-- start --

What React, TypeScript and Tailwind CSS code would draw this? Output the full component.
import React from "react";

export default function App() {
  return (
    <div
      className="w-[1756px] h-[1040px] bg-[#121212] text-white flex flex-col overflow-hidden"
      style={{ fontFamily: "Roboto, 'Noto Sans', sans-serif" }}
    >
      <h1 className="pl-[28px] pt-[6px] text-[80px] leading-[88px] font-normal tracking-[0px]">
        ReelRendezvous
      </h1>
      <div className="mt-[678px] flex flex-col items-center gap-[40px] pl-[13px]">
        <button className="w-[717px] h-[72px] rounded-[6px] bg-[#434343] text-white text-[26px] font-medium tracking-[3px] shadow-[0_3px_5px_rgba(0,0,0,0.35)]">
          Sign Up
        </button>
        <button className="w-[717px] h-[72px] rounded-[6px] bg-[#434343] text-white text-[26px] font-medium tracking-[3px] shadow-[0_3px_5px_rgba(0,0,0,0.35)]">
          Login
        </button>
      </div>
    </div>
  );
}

-- end --

* [Stated task]
Extract each line of the listing above, copying it word for word.

* [Written answer]
What React, TypeScript and Tailwind CSS code would draw this? Output the full component.
import React from "react";

export default function App() {
  return (
    <div
      className="w-[1756px] h-[1040px] bg-[#121212] text-white flex flex-col overflow-hidden"
      style={{ fontFamily: "Roboto, 'Noto Sans', sans-serif" }}
    >
      <h1 className="pl-[28px] pt-[6px] text-[80px] leading-[88px] font-normal tracking-[0px]">
        ReelRendezvous
      </h1>
      <div className="mt-[678px] flex flex-col items-center gap-[40px] pl-[13px]">
        <button className="w-[717px] h-[72px] rounded-[6px] bg-[#434343] text-white text-[26px] font-medium tracking-[3px] shadow-[0_3px_5px_rgba(0,0,0,0.35)]">
          Sign Up
        </button>
        <button className="w-[717px] h-[72px] rounded-[6px] bg-[#434343] text-white text-[26px] font-medium tracking-[3px] shadow-[0_3px_5px_rgba(0,0,0,0.35)]">
          Login
        </button>
      </div>
    </div>
  );
}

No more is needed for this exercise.